*INFORMATION SUPPLIED*:
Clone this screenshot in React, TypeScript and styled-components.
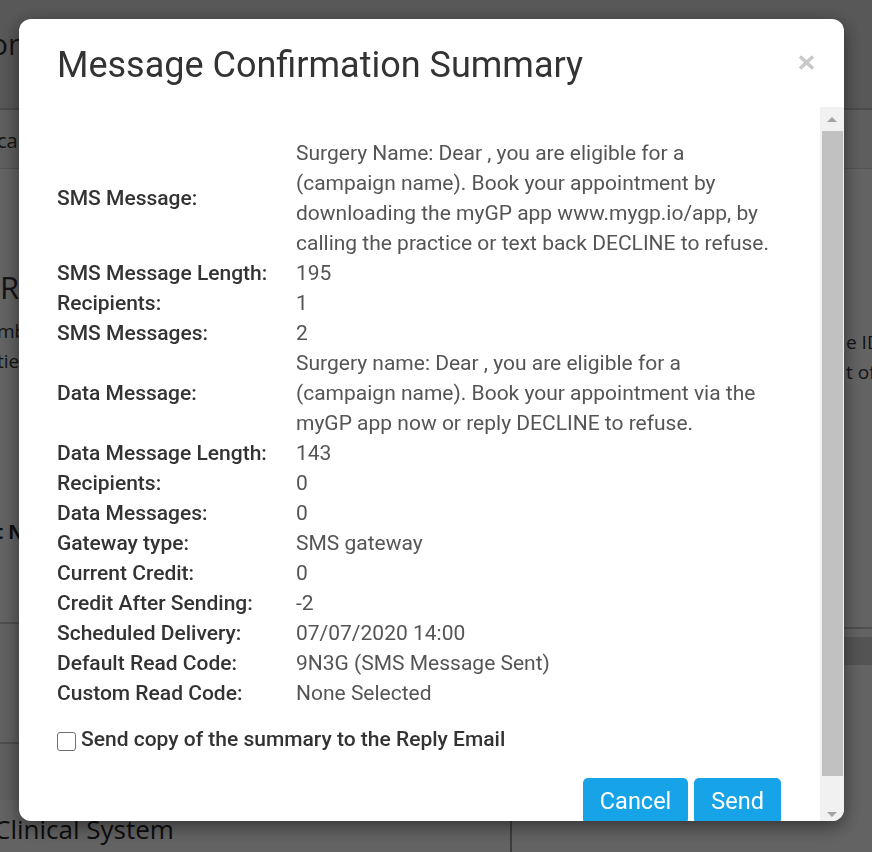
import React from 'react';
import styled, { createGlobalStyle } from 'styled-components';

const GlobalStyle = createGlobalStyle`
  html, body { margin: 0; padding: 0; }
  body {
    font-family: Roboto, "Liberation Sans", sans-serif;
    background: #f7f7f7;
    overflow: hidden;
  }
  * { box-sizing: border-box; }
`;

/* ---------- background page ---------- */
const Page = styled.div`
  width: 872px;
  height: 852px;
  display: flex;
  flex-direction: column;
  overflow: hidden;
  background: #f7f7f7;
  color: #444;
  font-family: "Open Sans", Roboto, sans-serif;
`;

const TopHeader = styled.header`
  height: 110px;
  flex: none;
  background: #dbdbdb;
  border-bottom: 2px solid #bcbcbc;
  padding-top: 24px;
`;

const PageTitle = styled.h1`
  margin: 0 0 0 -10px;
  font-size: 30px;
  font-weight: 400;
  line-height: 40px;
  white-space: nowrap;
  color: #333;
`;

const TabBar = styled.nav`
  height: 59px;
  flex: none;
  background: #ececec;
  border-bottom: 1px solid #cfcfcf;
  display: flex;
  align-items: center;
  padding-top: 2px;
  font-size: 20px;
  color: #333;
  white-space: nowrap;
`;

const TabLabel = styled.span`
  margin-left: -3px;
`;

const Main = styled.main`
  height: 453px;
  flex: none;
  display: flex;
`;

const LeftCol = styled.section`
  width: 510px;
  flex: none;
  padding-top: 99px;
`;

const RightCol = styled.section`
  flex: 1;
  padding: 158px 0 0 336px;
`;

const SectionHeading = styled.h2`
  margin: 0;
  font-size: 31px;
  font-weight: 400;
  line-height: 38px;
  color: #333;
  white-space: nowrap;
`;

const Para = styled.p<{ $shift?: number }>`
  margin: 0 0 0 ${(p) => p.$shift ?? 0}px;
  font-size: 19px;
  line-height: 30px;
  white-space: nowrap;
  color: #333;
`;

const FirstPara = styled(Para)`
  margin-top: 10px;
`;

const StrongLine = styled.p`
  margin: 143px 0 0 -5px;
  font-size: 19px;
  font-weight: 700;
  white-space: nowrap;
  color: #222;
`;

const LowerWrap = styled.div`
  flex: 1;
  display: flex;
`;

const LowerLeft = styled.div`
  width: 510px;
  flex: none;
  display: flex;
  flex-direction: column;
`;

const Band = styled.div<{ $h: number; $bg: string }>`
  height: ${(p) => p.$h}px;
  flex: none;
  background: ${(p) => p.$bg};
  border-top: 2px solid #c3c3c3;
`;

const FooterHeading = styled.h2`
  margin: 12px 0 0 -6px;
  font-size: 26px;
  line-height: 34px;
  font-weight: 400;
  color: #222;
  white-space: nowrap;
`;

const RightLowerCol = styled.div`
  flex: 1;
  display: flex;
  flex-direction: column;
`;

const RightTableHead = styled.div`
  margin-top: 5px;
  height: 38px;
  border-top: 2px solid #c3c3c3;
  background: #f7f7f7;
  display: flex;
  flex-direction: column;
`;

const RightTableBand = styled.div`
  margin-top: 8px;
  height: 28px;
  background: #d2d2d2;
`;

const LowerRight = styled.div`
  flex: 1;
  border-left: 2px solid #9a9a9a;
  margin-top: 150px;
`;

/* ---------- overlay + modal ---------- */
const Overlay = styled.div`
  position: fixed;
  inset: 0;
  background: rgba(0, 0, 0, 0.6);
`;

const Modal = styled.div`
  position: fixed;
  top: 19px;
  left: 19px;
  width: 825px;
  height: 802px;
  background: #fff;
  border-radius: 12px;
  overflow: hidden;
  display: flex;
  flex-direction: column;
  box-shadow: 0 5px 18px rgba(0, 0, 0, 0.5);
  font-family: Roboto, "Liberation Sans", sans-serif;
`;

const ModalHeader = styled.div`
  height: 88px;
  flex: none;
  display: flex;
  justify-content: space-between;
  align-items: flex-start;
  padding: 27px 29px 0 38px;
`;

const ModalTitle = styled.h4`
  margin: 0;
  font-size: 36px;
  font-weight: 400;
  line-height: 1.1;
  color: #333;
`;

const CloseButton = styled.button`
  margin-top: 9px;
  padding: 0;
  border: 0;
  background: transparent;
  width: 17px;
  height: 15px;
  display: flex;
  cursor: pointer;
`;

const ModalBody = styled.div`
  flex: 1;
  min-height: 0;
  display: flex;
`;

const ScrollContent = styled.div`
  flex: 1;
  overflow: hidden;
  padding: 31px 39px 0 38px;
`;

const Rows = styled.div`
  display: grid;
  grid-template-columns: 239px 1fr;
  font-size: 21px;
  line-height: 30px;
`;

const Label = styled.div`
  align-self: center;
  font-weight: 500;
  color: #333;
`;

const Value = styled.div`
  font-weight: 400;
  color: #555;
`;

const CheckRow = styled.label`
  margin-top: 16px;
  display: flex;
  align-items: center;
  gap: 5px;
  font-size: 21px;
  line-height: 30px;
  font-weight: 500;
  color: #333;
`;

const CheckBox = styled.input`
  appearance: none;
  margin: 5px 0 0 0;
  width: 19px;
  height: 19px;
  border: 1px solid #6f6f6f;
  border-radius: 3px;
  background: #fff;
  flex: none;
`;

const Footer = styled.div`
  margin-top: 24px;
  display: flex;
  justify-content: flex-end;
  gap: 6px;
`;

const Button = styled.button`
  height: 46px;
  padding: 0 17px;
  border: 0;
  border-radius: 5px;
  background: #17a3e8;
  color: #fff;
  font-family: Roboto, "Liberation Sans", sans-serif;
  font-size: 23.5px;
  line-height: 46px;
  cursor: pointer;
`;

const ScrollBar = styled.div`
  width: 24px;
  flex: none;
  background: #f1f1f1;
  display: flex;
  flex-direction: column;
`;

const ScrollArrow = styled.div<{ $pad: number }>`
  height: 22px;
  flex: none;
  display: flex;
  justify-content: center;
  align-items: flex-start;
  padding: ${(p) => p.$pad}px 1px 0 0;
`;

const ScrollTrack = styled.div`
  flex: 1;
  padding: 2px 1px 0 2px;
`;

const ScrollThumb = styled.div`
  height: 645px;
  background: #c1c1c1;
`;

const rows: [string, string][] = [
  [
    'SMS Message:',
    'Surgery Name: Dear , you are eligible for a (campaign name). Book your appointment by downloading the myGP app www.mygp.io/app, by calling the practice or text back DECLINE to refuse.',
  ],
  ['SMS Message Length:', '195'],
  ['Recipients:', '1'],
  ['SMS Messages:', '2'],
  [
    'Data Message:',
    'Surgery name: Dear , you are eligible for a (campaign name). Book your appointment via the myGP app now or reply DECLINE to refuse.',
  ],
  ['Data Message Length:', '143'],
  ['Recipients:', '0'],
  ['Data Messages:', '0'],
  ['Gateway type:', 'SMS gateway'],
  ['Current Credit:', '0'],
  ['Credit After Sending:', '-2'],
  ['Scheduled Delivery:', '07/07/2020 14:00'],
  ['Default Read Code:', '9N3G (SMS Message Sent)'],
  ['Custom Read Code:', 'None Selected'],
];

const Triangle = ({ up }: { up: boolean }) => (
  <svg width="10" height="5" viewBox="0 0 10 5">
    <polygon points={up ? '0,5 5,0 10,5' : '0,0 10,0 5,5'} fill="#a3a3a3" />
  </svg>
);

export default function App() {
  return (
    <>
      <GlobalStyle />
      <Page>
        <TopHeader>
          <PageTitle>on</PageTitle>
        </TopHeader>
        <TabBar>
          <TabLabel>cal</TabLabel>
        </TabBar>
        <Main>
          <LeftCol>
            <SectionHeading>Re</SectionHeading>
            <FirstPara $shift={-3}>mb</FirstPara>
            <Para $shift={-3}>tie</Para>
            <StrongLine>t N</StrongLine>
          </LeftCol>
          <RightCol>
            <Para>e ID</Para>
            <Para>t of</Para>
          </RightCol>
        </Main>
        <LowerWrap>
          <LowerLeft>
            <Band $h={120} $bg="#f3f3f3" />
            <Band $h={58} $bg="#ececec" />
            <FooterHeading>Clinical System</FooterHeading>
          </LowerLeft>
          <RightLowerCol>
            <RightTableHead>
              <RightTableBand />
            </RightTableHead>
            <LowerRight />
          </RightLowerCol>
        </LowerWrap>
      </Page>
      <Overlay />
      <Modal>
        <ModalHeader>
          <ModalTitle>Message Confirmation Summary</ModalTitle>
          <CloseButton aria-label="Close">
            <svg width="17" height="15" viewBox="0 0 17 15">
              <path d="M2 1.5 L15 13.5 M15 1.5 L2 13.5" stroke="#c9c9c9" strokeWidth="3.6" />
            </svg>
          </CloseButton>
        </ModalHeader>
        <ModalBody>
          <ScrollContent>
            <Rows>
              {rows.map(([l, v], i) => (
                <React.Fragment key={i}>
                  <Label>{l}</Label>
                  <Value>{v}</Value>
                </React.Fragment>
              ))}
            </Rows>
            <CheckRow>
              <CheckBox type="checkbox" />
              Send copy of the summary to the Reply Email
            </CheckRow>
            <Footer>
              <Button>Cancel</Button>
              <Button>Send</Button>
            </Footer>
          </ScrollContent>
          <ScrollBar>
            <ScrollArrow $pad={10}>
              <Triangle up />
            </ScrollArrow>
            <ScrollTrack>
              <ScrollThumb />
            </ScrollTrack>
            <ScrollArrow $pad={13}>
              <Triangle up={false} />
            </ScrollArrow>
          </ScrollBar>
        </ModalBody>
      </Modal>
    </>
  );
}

*YOUR TASK*:
Locate the string "React" in the listing above and copy every line where it occurs.

*EXERCISE RESULT*:
Clone this screenshot in React, TypeScript and styled-components.
import React from 'react';
                <React.Fragment key={i}>
                </React.Fragment>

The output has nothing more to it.